De boa-fé, não há como negar a grande diferença de idade dos que eram considerados "velhos" há 50 anos e dos que assim são considerados hoje em dia. Não cometa a bobagem (já cometi) de presentear uma jovem senhora, que comemora o aniversário de 30 anos, com o famoso livro de Balzac A Mulher de Trinta Anos. Pois se ler o livro ela ficará furiosa, achando que você a considera uma velhota, já com filhos e netos criadíssimos e os desejos reduzidos à expectativa naftalínica da missão cumprida - como os que tinham as provectas balzaquianas de nossa infância, semelhantes às descritas pelo escritor francês.

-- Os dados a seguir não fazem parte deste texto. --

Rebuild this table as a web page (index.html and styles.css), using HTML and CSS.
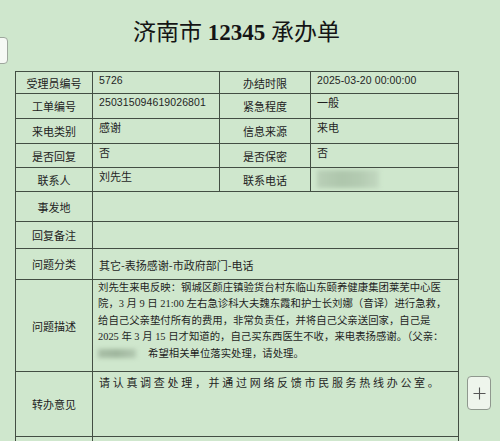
FILE: index.html
```html
<!DOCTYPE html>
<html lang="zh-CN">
<head>
<meta charset="utf-8">
<title>济南市 12345 承办单</title>
<link rel="stylesheet" href="styles.css">
</head>
<body>
<div class="page">
  <h1 class="title"><span class="t-cjk">济南市</span> <b class="t-num">12345</b> <span class="t-cjk">承办单</span></h1>
  <table class="form">
    <colgroup>
      <col class="c1"><col class="c2"><col class="c3"><col class="c4">
    </colgroup>
    <tr class="r22">
      <td class="lbl">受理员编号</td><td class="val num">5726</td>
      <td class="lbl">办结时限</td><td class="val num">2025-03-20 00:00:00</td>
    </tr>
    <tr class="r25">
      <td class="lbl">工单编号</td><td class="val num">250315094619026801</td>
      <td class="lbl">紧急程度</td><td class="val">一般</td>
    </tr>
    <tr class="r25">
      <td class="lbl">来电类别</td><td class="val">感谢</td>
      <td class="lbl">信息来源</td><td class="val">来电</td>
    </tr>
    <tr class="r24">
      <td class="lbl">是否回复</td><td class="val">否</td>
      <td class="lbl">是否保密</td><td class="val">否</td>
    </tr>
    <tr class="r24">
      <td class="lbl">联系人</td><td class="val">刘先生</td>
      <td class="lbl">联系电话</td><td class="val"><span class="blur-phone"></span></td>
    </tr>
    <tr class="r30">
      <td class="lbl">事发地</td><td class="val" colspan="3"></td>
    </tr>
    <tr class="r27">
      <td class="lbl">回复备注</td><td class="val" colspan="3"></td>
    </tr>
    <tr class="r31">
      <td class="lbl">问题分类</td><td class="val mid" colspan="3">其它-表扬感谢-市政府部门-电话</td>
    </tr>
    <tr class="r92">
      <td class="lbl">问题描述</td>
      <td class="val desc" colspan="3">刘先生来电反映：钢城区颜庄镇验货台村东临山东颐养健康集团莱芜中心医<br>院，3 月 9 日 21:00 左右急诊科大夫魏东霞和护士长刘娜（音译）进行急救，<br>给自己父亲垫付所有的费用，非常负责任，并将自己父亲送回家，自己是<br>2025 年 3 月 15 日才知道的，自己买东西医生不收，来电表扬感谢。（父亲：<br><span class="blur-name"></span>希望相关单位落实处理，请处理。</td>
    </tr>
    <tr class="r65">
      <td class="lbl">转办意见</td>
      <td class="val opinion" colspan="3">请认真调查处理，并通过网络反馈市民服务热线办公室。</td>
    </tr>
    <tr class="r40">
      <td class="lbl"></td><td class="val" colspan="3"></td>
    </tr>
  </table>
</div>
<div class="side-tab"></div>
<button class="add-btn" type="button" aria-label="添加">
  <svg width="13" height="13" viewBox="0 0 13 13"><path d="M6.5 0.5V12.5M0.5 6.5H12.5" stroke="#555" stroke-width="1.1" fill="none"/></svg>
</button>
</body>
</html>
```
FILE: styles.css
```css
html, body {
  margin: 0;
  padding: 0;
}
body {
  background: #cfe7cd;
  color: #1f1f1f;
  font-family: "Noto Sans CJK SC", sans-serif;
  height: 441px;
  overflow: hidden;
  position: relative;
}
.page {
  width: 443px;
  margin-left: 15px;
}
.title {
  margin: 0;
  height: 71px;
  padding-top: 19px;
  box-sizing: border-box;
  text-align: center;
  font-family: "Liberation Serif", "Noto Sans CJK SC", serif;
  font-size: 23px;
  line-height: 28px;
  font-weight: normal;
  color: #151515;
}
.t-cjk {
  font-weight: normal;
}
.t-num {
  font-weight: bold;
}
.form {
  width: 443px;
  border-collapse: collapse;
  table-layout: fixed;
}
.c1 { width: 77px; }
.c2 { width: 127px; }
.c3 { width: 91px; }
.c4 { width: 148px; }
.form td {
  border: 1px solid #434e43;
  padding: 1px 5px 0 6px;
  font-size: 11px;
  line-height: 14px;
  vertical-align: top;
  overflow: hidden;
}
.form td.lbl {
  text-align: center;
  vertical-align: middle;
  padding: 0;
  color: #222;
}
.form td.num {
  font-family: "Liberation Sans", sans-serif;
  font-size: 10.5px;
  letter-spacing: 0.1px;
}
.form td.mid {
  vertical-align: middle;
}
.r22 { height: 22px; }
.r24 { height: 24px; }
.r25 { height: 25px; }
.r27 { height: 27px; }
.r30 { height: 30px; }
.r31 { height: 31px; }
.r92 { height: 92px; }
.r65 { height: 65px; }
.r40 { height: 40px; }
.form td.desc {
  font-family: "Liberation Serif", "Noto Sans CJK SC", serif;
  font-size: 10.4px;
  line-height: 16.4px;
  letter-spacing: 0;
  padding: 0 0 0 5px;
  white-space: nowrap;
}
.form td.opinion {
  letter-spacing: 2.7px;
  line-height: 16px;
  padding-top: 2px;
  white-space: nowrap;
}
.blur-phone {
  display: inline-block;
  width: 62px;
  height: 18px;
  margin-top: 1px;
  background: linear-gradient(90deg, #b9cfb7 0%, #aec6ac 40%, #b4cbb2 70%, #c2d8c0 100%);
  filter: blur(2px);
}
.blur-name {
  display: inline-block;
  width: 38px;
  height: 9px;
  margin-right: 12px;
  vertical-align: -1px;
  background: linear-gradient(90deg, #a9bfa7, #9fb69d 50%, #b3c9b1);
  filter: blur(2px);
}
.side-tab {
  position: absolute;
  left: -10px;
  top: 37px;
  width: 16px;
  height: 25px;
  background: #f6f9f5;
  border: 1px solid #9ea79d;
  border-radius: 4px;
}
.add-btn {
  position: absolute;
  left: 467px;
  top: 376px;
  width: 24px;
  height: 34px;
  padding: 0;
  background: #eef5ec;
  border: 1px solid #8f988e;
  border-radius: 4px;
  display: flex;
  align-items: center;
  justify-content: center;
}
```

A polêmica em torno da PEC da Bengala deveria suscitar discussões a respeito do alargamento do tempo de vida das pessoas, da extensão da duração da nossa capacidade intelectual, da melhor utilização do acúmulo de conhecimento e do refinamento da sabedoria, trazido pelo avanço da maturidade. Poderia também referir-se à reverência que existe em sociedades de culturas milenares e evoluídas ao pensamento robustecido pela experiência dos mais idosos. E, certamente, poderia trazer à baila questões previdenciárias fundamentais, tais como a da injustiça de fazer as próximas gerações arcarem com todo o pesado custo do aumento da longevidade das atuais. A questão, no entanto, resvalou para uma briga de interesses por posições no Poder, sobretudo nos tribunais superiores - uns querendo mais tempo para ficar e outros, maior rodízio para entrar.

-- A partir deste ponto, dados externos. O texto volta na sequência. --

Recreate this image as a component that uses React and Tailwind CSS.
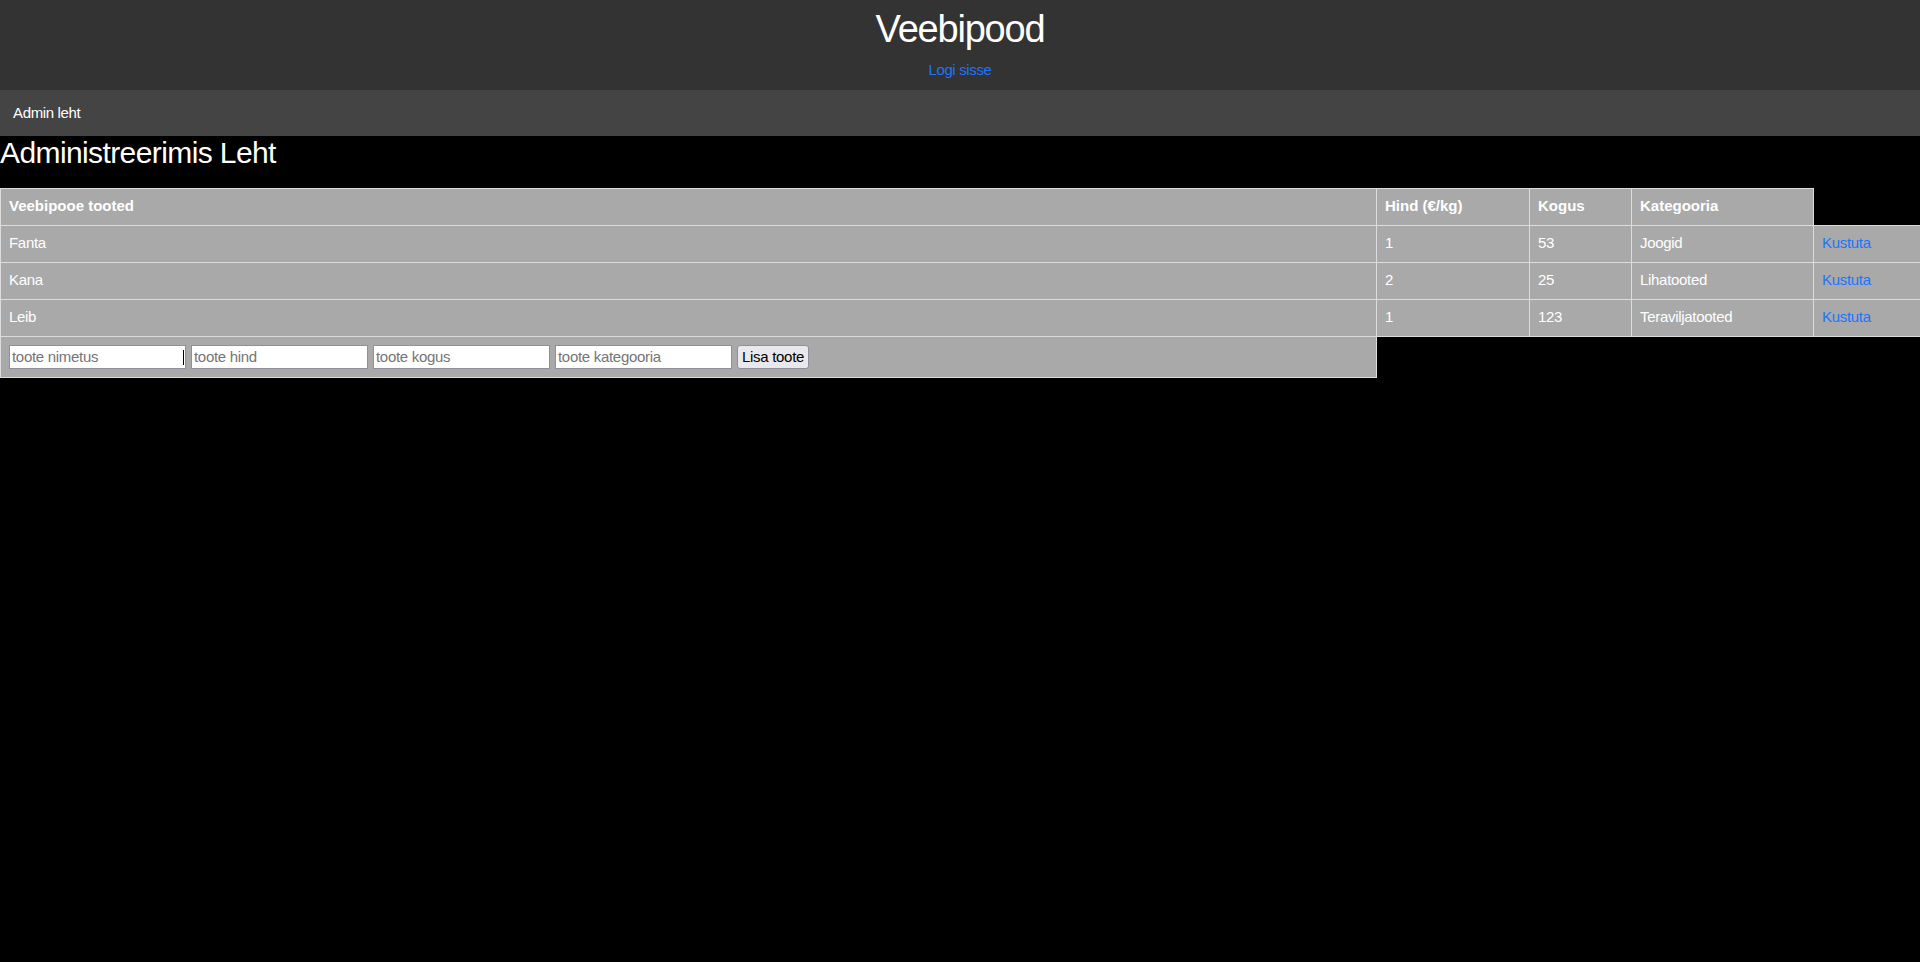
import React from 'react';

const products = [
  { name: 'Fanta', price: 1, qty: 53, cat: 'Joogid' },
  { name: 'Kana', price: 2, qty: 25, cat: 'Lihatooted' },
  { name: 'Leib', price: 1, qty: 123, cat: 'Teraviljatooted' },
];

const cell = 'border border-[#dcdcdc] bg-[#a9a9a9] h-[37px] px-[8px] text-left align-middle';
const field =
  'w-[177px] h-[24px] bg-white border border-[#8f8f9d] px-[2px] text-[15px] tracking-[-0.3px] text-black placeholder:text-[#757575] outline-none';

export default function App() {
  return (
    <div className="min-h-screen bg-black text-white font-['Liberation_Sans',Arial,sans-serif] text-[15px] tracking-[-0.3px]">
      {/* Header */}
      <header className="h-[90px] bg-[#333333] flex flex-col items-center pt-[7px]">
        <h1 className="text-[38px] leading-[44px] font-normal tracking-[-1.2px]">Veebipood</h1>
        <a href="#" className="mt-[10px] leading-[18px] text-[#1a75ff] tracking-[-0.35px]">Logi sisse</a>
      </header>

      {/* Nav */}
      <nav className="h-[46px] bg-[#444444] flex items-center px-[13px]">
        <span className="leading-[18px] tracking-[-0.35px]">Admin leht</span>
      </nav>

      <h2 className="text-[30px] leading-[34.5px] font-normal tracking-[-0.6px]">Administreerimis Leht</h2>

      <table className="mt-[17px] w-[1920px] table-fixed border-collapse">
        <colgroup>
          <col className="w-[1376px]" />
          <col className="w-[153px]" />
          <col className="w-[102px]" />
          <col className="w-[182px]" />
          <col className="w-[107px]" />
        </colgroup>
        <thead>
          <tr>
            <th className={`${cell} font-bold tracking-normal`}>Veebipooe tooted</th>
            <th className={`${cell} font-bold tracking-normal`}>Hind (€/kg)</th>
            <th className={`${cell} font-bold tracking-normal`}>Kogus</th>
            <th className={`${cell} font-bold tracking-normal`}>Kategooria</th>
          </tr>
        </thead>
        <tbody>
          {products.map((p) => (
            <tr key={p.name}>
              <td className={cell}>{p.name}</td>
              <td className={cell}>{p.price}</td>
              <td className={cell}>{p.qty}</td>
              <td className={cell}>{p.cat}</td>
              <td className={cell}>
                <a href="#" className="text-[#1a75ff]">Kustuta</a>
              </td>
            </tr>
          ))}
          <tr>
            <td className="border border-[#dcdcdc] bg-[#a9a9a9] px-[8px] py-[8px]">
              <div className="flex items-center gap-[5px] h-[24px]">
                <div className="relative">
                  <input placeholder="toote nimetus" className={field} />
                  <span className="absolute left-[174px] top-[5px] w-[1px] h-[15px] bg-black" />
                </div>
                <input placeholder="toote hind" className={field} />
                <input placeholder="toote kogus" className={field} />
                <input placeholder="toote kategooria" className={field} />
                <button className="h-[24px] px-[4px] bg-[#e9e9ed] border border-[#8f8f9d] rounded-[3px] text-black text-[15px] tracking-[-0.3px]">
                  Lisa toote
                </button>
              </div>
            </td>
          </tr>
        </tbody>
      </table>
    </div>
  );
}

O argumento principal das associações e entidades de classe que se opõem à extensão da idade-limite da "expulsória" - como as de magistrados, de procuradores e de advogados, dizendo respeito ao preenchimento de vagas nos tribunais superiores - refere-se à "necessidade de renovação, de oxigenação" da função jurisdicional, como se a capacidade de se abrir a novos horizontes do conhecimento, de acompanhar a evolução da sociedade e de entender as leis que regulam ou institucionalizam essa evolução estivesse na razão inversa da idade dos magistrados. Tal visão não passa de um preconceito etário - venha de jovens ou de velhos -, pois a idade jamais foi fator de estagnação de discernimento e nem sempre o mais jovem é mais evoluído do que o mais velho. Tome-se o caso de nosso Supremo Tribunal Federal. Se fosse para avaliar, por exemplo, quem tem perfil mais conservador, entre a ministra Ellen Gracie e o ministro Eros Grau, qual dos dois se escolheria?

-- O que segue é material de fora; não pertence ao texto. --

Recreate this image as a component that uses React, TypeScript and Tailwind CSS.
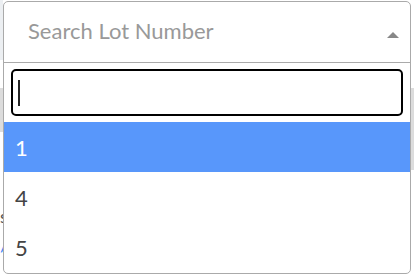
const options = ["1", "4", "5"];

const LotSelect = () => {
  return (
    <div className="absolute left-[3px] top-[1px] w-[408px] h-[273px] rounded-[5px] border border-[#aaa] bg-white overflow-hidden">
      <div className="flex h-[61px] items-center justify-between border-b border-[#aaa] pb-[3px] pl-[24px] pr-[11px]">
        <span className="text-[22px] text-[#999]">Search Lot Number</span>
        <span className="mt-[8px] h-0 w-0 border-x-[6px] border-b-[6px] border-x-transparent border-b-[#888]" />
      </div>
      <div className="px-[7px] py-[6px]">
        <div className="flex h-[47px] items-center rounded-[5px] border-2 border-black pl-[5px]">
          <span className="h-[26px] w-[2px] bg-[#222]" />
        </div>
      </div>
      <ul>
        {options.map((opt, i) => (
          <li
            key={opt}
            className={
              i === 0
                ? "flex h-[50px] items-center bg-[#5897fb] pl-[11px] text-[22px] text-white"
                : "flex h-[50px] items-center pl-[11px] text-[22px] text-[#444]"
            }
          >
            {opt}
          </li>
        ))}
      </ul>
    </div>
  );
};

export default function App() {
  return (
    <div
      className="relative flex h-[275px] w-[414px] justify-between overflow-hidden bg-white"
      style={{ fontFamily: "Lato, 'Liberation Sans', sans-serif" }}
    >
      {/* page behind the dropdown, only its edges peek out */}
      <div className="flex w-[3px] flex-col overflow-hidden">
        <div className="h-[60px] bg-[#eceff2]" />
        <div className="h-[28px]" />
        <div className="h-[44px] bg-[#dcdcdc]" />
        <div className="h-[64px]" />
        <div className="text-[18px] leading-[40px] text-[#555]">s</div>
        <div className="text-[18px] leading-none text-[#3b82f6]">/</div>
      </div>
      <div className="flex w-[3px] flex-col">
        <div className="h-[88px]" />
        <div className="h-[82px] bg-[#dcdcdc]" />
      </div>
      <LotSelect />
    </div>
  );
}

Ninguém negará que a Suprema Corte dos Estados Unidos é uma instituição com excepcional capacidade renovadora e de entendimento da evolução de uma sociedade, razão pela qual se tornou o principal sustentáculo de uma democracia cada vez mais sólida, contínua, sem golpes ou ditaduras, apesar de ter passado por uma guerra civil sangrenta e por muitas outras guerras pelo mundo afora, nos últimos 222 anos. Atualmente, pontificam na Suprema Corte e interpretam os mais elevados interesses da sociedade norte-americana, entre outros idosos, os juízes John Paul Stevens, de 89 anos, Ruth Bader Ginsburg, de 76 anos, Antonin Scalia, de 73 anos, e Anthony Kennedy, de 72 anos. Em anos recentes, aposentaram-se daquele tribunal Harry Blackmun, então com 85 anos, William Brennan, com 84 anos, Thurgood Marshall, com 83 anos, e William Rehnquist, com 80 anos. Terão eles impedido a "oxigenação" da Corte que é a guardiã suprema da democracia norte-americana?
Também se afirma que, retardando a idade-limite da "expulsória", a sociedade seria obrigada a suportar por mais tempo os malefícios causados por magistrados inadequados ou incompetentes. Mas um juiz que é ruim a longo prazo o será a curto e a médio. Mais importante é a criação de mecanismos rigorosos de avaliação de candidatos a tribunais superiores, fazendo com que os valores do notório saber e da reputação ilibada pesem muito mais do que os do compadrio político. E em caso de irregularidades ou de quebra de decoro o melhor remédio será mesmo o criterioso impeachment - sem esperar por aniversário algum.
Na vida acadêmica, ao obrigar a aposentadoria compulsória de professores titulares, no auge de seu trabalho científico e em pleno esforço de formação de seus orientandos, a "expulsória" vigente, dos 70 anos, constitui um tremendo desperdício de inteligência - podendo-se dizer o mesmo em relação a vários outros setores. Então, não será extremamente bem-vinda a PEC da Bengala?